Clovis, as he is known, has risked life and liberty to expose these connections. A co-founder of the environmental watchdog group Coalition Lampogno, he revealed how rosewood is trafficked through Maroantsetra port with the connivance of local businessmen supported by powerful national politicians. None of them were punished, but Clovis was accused of instigating public unrest and spent the next 10 months in prison. Thanks to an international outcry by Amnesty and other human rights groups, he was released last September, but his five-year sentence has only been suspended. He has reported threats and an arson attack on his home — a sign of the powerful forces he faces.

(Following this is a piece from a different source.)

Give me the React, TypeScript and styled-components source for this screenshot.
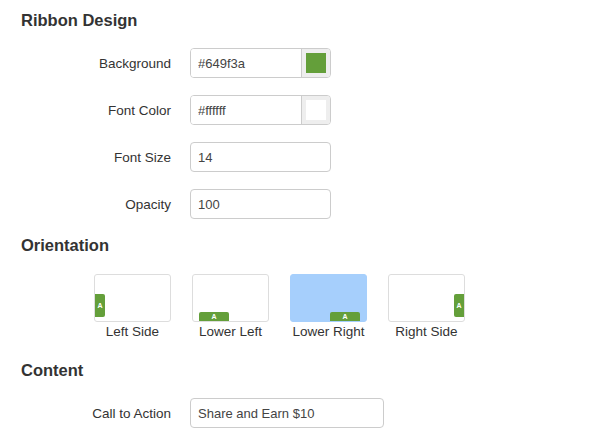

Rosewood has become the world’s most trafficked wildlife commodity, with sales from Madagascar alone worth hundreds of millions of dollars. Almost all of it is illegal and destined for China, where the hard wood is prized for furniture. In 2014, a single shipment of 30,000 logs was intercepted in Singapore en route from the island.

Authorisation for the contraband shipment — one of the biggest seizures in the history of Cites (Convention on International Trade in Endangered Species of Wild Fauna and Flora) — had come from senior government officials, according to documents presented to court.

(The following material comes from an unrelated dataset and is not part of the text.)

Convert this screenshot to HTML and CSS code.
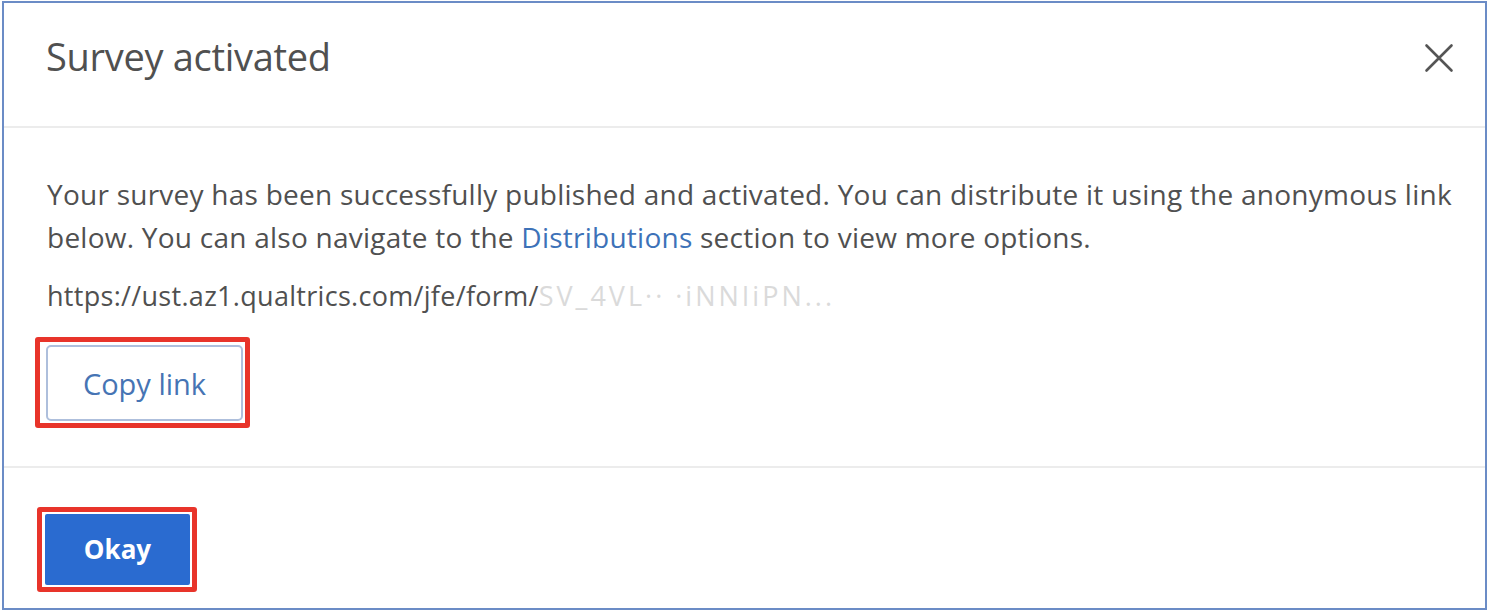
FILE: index.html
```html
<!DOCTYPE html>
<html>
<head>
<meta charset="utf-8">
<link rel="stylesheet" href="styles.css">
</head>
<body>
<div class="frame">
  <div class="dialog-header">
    <h1 class="title">Survey activated</h1>
    <button class="close" aria-label="Close">
      <svg width="30" height="30" viewBox="0 0 30 30"><path d="M2.5 2.5 L27.5 27.5 M27.5 2.5 L2.5 27.5" stroke="#555" stroke-width="2.6" stroke-linecap="round" fill="none"/></svg>
    </button>
  </div>
  <div class="dialog-body">
    <p class="message">Your survey has been successfully published and activated. You can distribute it using the anonymous link below. You can also navigate to the <a class="link">Distributions</a> section to view more options.</p>
    <p class="url">https://ust.az1.qualtrics.com/jfe/form/<span class="redacted">SV_4VL·· ·iNNIiPN...</span></p>
    <div class="highlight highlight-copy">
      <button class="btn-secondary">Copy link</button>
    </div>
  </div>
  <div class="dialog-footer">
    <div class="highlight highlight-ok">
      <button class="btn-primary">Okay</button>
    </div>
  </div>
</div>
</body>
</html>
```
FILE: styles.css
```css
html, body {
  margin: 0;
  padding: 0;
  background: #ffffff;
}
body {
  padding: 1px 0 0 2px;
  font-family: "Open Sans", "Noto Sans", sans-serif;
  color: #4f4f4f;
}
.frame {
  box-sizing: border-box;
  width: 1485px;
  height: 609px;
  border: 2px solid #6b8cc6;
  display: flex;
  flex-direction: column;
}
.dialog-header {
  height: 125px;
  flex: none;
  box-sizing: border-box;
  border-bottom: 2px solid #ececec;
  display: flex;
  align-items: center;
  justify-content: space-between;
  padding: 0 31px 0 42px;
}
.title {
  margin: 0 0 18px 0;
  font-size: 38px;
  font-weight: 400;
  color: #505050;
  letter-spacing: -0.3px;
}
.close {
  border: 0;
  background: none;
  padding: 0;
  width: 30px;
  height: 30px;
  margin-bottom: 14px;
}
.dialog-body {
  height: 340px;
  flex: none;
  box-sizing: border-box;
  border-bottom: 2px solid #ececec;
  padding: 45px 16px 0 43px;
}
.message {
  margin: 0;
  font-size: 28px;
  line-height: 43px;
  letter-spacing: 0.25px;
  color: #505050;
}
.link {
  color: #3d72b8;
}
.url {
  margin: 22px 0 0 0;
  font-size: 27px;
  line-height: 30px;
  letter-spacing: 0.3px;
  color: #505050;
  white-space: nowrap;
}
.redacted {
  color: #dadada;
  letter-spacing: 3px;
}
.highlight {
  box-sizing: border-box;
  border: 5px solid #e8342a;
  border-radius: 3px;
  display: inline-flex;
}
.highlight-copy {
  margin: 26px 0 0 -12px;
  width: 215px;
  height: 91px;
  padding: 3px 2px 2px 6px;
}
.btn-secondary {
  flex: 1;
  border: 2px solid #aebfdc;
  border-radius: 5px;
  background: #ffffff;
  font-family: inherit;
  font-size: 29px;
  color: #4674b4;
  padding: 0;
}
.dialog-footer {
  flex: 1;
  padding: 39px 0 0 33px;
}
.highlight-ok {
  width: 160px;
  height: 85px;
  padding: 2px 2px 2px 3px;
}
.btn-primary {
  flex: 1;
  border: 0;
  border-radius: 2px;
  background: #2a6bd0;
  color: #ffffff;
  font-family: inherit;
  font-weight: 700;
  font-size: 26px;
  padding: 0 0 2px 0;
}
```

Since then, the trade has slowed. But Clovis says the gangs that previously felled and sold rosewood are now using their networks to sell endangered wildlife and laundering money through the vanilla industry. “It’s all the same people who profit,” he says.

Many share his views.

“It’s a fact that vanilla is being used to launder money made illegally from rosewood sales,” said Harisoa Ravaomanalina, a specialist in wood anatomy at the University of Antananarivo. “A big mafia is behind this and they’re close to our government.”

Vanilla prices have been rising due to increasing demand for natural flavouring in wealthy nations, cyclones that disrupted production, and crime.

But industry expert Serge Rajaobelina believes 5-10% of the price rise may be due to speculation by rosewood traders. “They had cash in their pockets and they saw the value of vanilla going up so they bought up stocks. This created a shortage, and so the price went higher.”

Rajaobelina runs Fanamby, an NGO that works with thousands of grass roots farmers to produce sustainable, traceable vanilla. He urged international buyers not to punish farmers, many of whom are from poor communities, but to look more closely at where products are sourced.

In the near future, he expects crime will drive up the price. “Farmers are afraid so they are harvesting early. That means the vanilla bubble is going to get bigger because there is high demand, low quality and low production.”

Vanilla is adding to deforestation pressures. At Masoala national park — which is one of Madagascar’s best protected forests and home to many endangered species of lemur — visitors can hear the sound of chainsaws and see recently felled trees. In one area just inside the park boundary sign, a small clearing has been opened for the cultivation of vanilla.

Locals say they can sell a kilogram for 1,500,000 ariary (£360, Dh1,857), more than 10 times the price of a few years ago. With the extra income, they are building more and bigger homes using timber from the forest.

The change is evident at Marafototra, a village on the edge of the park. One local, who gives only his first names Jean Victor, said he has doubled the area under cultivation, although he insists his fields are all outside the boundaries of the protected area. “Everyone in the village is doing it. We’re all building new homes,” he says.

Forest defenders say the tree cutting is done stealthily to avoid detection by satellites. But the degradation is worsening as a steady influx of people arrives into the periphery of the protected area. Former park ranger Armand Marozafy, who now works with Lampogno, blames the authorities.

“Vanilla is now driving deforestation because the price is so high,” he says. “People have seen how the government ignored the law and destroyed the forest to sell rosewood. So they now feel they can do the same for vanilla. It’s a new problem with roots in the old problem.”

Marozafy spent five months in prison in 2015 — ostensibly for defamation — after he denounced illegal logging. Human rights groups say such criminalisation of critics is more common than in the past. Journalist Fernando Cello was charged with defamation after he reported on an illegal sapphire mine. Raymond Mandiny came under similar legal pressure after he challenged a rare earth project in the north-western town of Ambanja. Last October, an environmental campaigner called Raleva was given a two-year sentence after he questioned the permits for a gold mine.

The problem is not just high demand for commodities such as vanilla, rosewood, and minerals, but a lack of will to tackle corruption and promote accountability, according to Ndranto Razakamanarina, the president of the Alliance Voahary Gasy, a conservation group that aims to build a network of environmental defenders.

“In Madagascar today, there is no democracy. It is the critics not the culprits who are prosecuted,” he said. Similar sentiments explain why some feel driven to take justice into their own hands.